■ **Exercise prompt**
Below are records. Copy every line with "screenshot" in it.

■ **Material shown**
>> Start

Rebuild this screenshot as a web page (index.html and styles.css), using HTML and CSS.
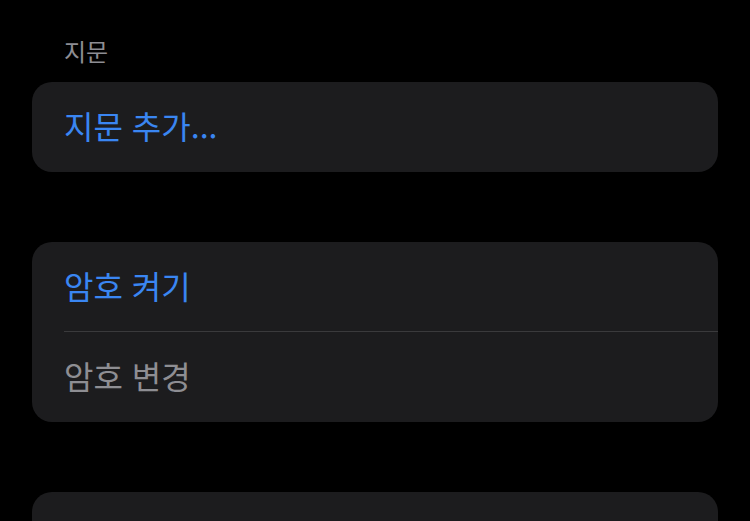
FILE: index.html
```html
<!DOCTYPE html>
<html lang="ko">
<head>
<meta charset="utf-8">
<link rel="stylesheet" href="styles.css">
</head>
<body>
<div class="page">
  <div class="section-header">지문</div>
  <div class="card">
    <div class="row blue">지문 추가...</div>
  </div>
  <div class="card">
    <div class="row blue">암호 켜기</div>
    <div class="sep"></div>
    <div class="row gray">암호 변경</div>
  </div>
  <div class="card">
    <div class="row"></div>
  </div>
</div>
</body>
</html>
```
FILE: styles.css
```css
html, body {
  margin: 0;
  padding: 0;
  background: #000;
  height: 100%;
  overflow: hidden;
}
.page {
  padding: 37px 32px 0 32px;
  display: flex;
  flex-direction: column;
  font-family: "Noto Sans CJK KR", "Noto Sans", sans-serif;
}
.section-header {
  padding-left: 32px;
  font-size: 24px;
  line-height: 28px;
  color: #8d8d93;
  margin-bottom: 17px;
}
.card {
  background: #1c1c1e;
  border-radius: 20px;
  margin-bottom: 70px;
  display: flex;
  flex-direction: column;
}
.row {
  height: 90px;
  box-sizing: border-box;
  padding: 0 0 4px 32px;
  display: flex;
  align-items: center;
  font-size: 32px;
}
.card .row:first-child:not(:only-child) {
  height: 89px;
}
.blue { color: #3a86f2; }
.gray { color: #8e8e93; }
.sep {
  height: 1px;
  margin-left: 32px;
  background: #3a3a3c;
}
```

>> End
>> Start

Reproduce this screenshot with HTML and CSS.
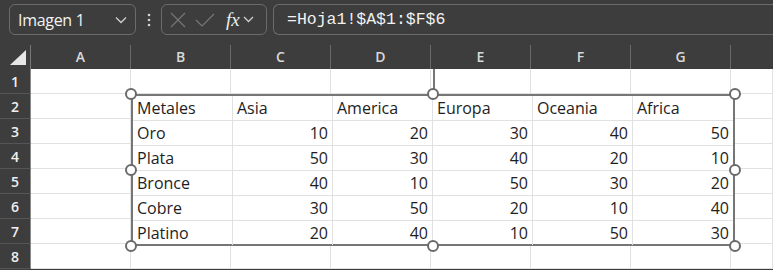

>> End

■ **Right answer**
Rebuild this screenshot as a web page (index.html and styles.css), using HTML and CSS.
Reproduce this screenshot with HTML and CSS.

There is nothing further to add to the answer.